# 55700 - biopsy, prostate; needle or punch, single or multiple, any approach



## debkay (Feb 10, 2009)

Standard 12 core transrectal biopsy - Would this be billed with 55700 with 12 in the services field?


----------



## thythaot (Feb 10, 2009)

*55700*

It depends, when a urologist and radiologist perform the procedure together:
- The urologist reports code 55700.
- The radiologist reports coe 76942.
Also, please check the record with code 76872: transrectal echography. It should be bill with the written report document the finding and signed by the physician. Based on the Medicare coverage.
 The mention is taking 10-12 tissue cores has become the standard of care (Wilson &Crawford,2004). Sextant & extended biopsy with 10-12 cores is generally performed with local anesthesia. 
Otherwise, the saturation biopsy involves taking between 20 to 40 cores biopsies.

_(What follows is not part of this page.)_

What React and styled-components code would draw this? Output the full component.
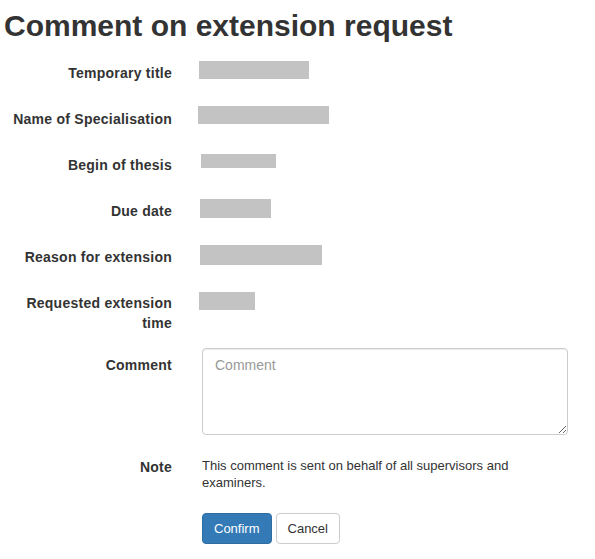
import React from "react";
import styled, { createGlobalStyle } from "styled-components";

const Global = createGlobalStyle`
  html, body { margin: 0; padding: 0; background: #fff; }
  body {
    font-family: "Liberation Sans", Arial, Helvetica, sans-serif;
    font-size: 14px;
    line-height: 20px;
    color: #333;
  }
  * { box-sizing: border-box; }
`;

const Page = styled.div`
  padding: 9px 0 0 4px;
`;

const Title = styled.h1`
  margin: 0 0 14px 0;
  font-size: 30px;
  line-height: 33px;
  font-weight: 700;
  color: #333;
`;

const Form = styled.form`
  display: grid;
  grid-template-columns: 168px 366px;
  column-gap: 30px;
  row-gap: 15px;
  margin: 0;
`;

const Label = styled.label`
  padding-top: 7px;
  font-weight: 700;
  font-size: 14px;
  line-height: 20px;
  letter-spacing: 0.25px;
  text-align: right;
  min-height: 31px;
`;

const Value = styled.div`
  min-height: 31px;
`;

const Redacted = styled.div`
  background: #c3c3c3;
  width: ${(p) => p.$w}px;
  height: ${(p) => p.$h}px;
  margin-top: ${(p) => p.$top}px;
  margin-left: ${(p) => p.$left}px;
`;

const TextArea = styled.textarea`
  display: block;
  width: 366px;
  height: 87px;
  padding: 6px 12px;
  font-family: inherit;
  font-size: 14px;
  line-height: 20px;
  color: #555;
  border: 1px solid #ccc;
  border-radius: 4px;
  box-shadow: inset 0 1px 1px rgba(0, 0, 0, 0.075);
  resize: vertical;
  &::placeholder { color: #999; }
`;

const Note = styled.p`
  margin: 0;
  padding: 7px 0;
  max-width: 340px;
  font-size: 13px;
  line-height: 17px;
  color: #333;
`;

const Actions = styled.div`
  grid-column: 2;
  display: flex;
  gap: 4px;
`;

const Button = styled.button`
  font-family: inherit;
  font-size: 13px;
  line-height: 17px;
  padding: 6px 11px;
  border-radius: 4px;
  cursor: pointer;
  border: 1px solid ${(p) => (p.$primary ? "#2e6da4" : "#ccc")};
  background: ${(p) => (p.$primary ? "#337ab7" : "#fff")};
  color: ${(p) => (p.$primary ? "#fff" : "#333")};
`;

const rows = [
  { label: "Temporary title", w: 110, h: 18, top: 5, left: -3 },
  { label: "Name of Specialisation", w: 131, h: 18, top: 4, left: -4 },
  { label: "Begin of thesis", w: 75, h: 14, top: 6, left: -1 },
  { label: "Due date", w: 71, h: 19, top: 5, left: -2 },
  { label: "Reason for extension", w: 122, h: 20, top: 5, left: -2 },
  { label: "Requested extension time", w: 56, h: 18, top: 6, left: -3 },
];

export default function App() {
  return (
    <Page>
      <Global />
      <Title>Comment on extension request</Title>
      <Form onSubmit={(e) => e.preventDefault()}>
        {rows.map((r) => (
          <React.Fragment key={r.label}>
            <Label>{r.label}</Label>
            <Value>
              <Redacted $w={r.w} $h={r.h} $top={r.top} $left={r.left} />
            </Value>
          </React.Fragment>
        ))}
        <Label htmlFor="comment">Comment</Label>
        <TextArea id="comment" placeholder="Comment" />
        <Label>Note</Label>
        <Note>This comment is sent on behalf of all supervisors and examiners.</Note>
        <Actions>
          <Button type="submit" $primary>Confirm</Button>
          <Button type="button">Cancel</Button>
        </Actions>
      </Form>
    </Page>
  );
}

This will be use code 0137T: biopsy, prostate needle saturation sampling for prostate mapping.

I hope it will help.

Good luck


----------



## zaidaaquino (Feb 13, 2009)

By definition, CPT 52400 includes multiple biopsies.  Would the urologist need to indicate the number of biopsies in the claim itself?  We typically bill the following set of codes: 55700, 76872, 76942, 64450-59 based on our documentation.


----------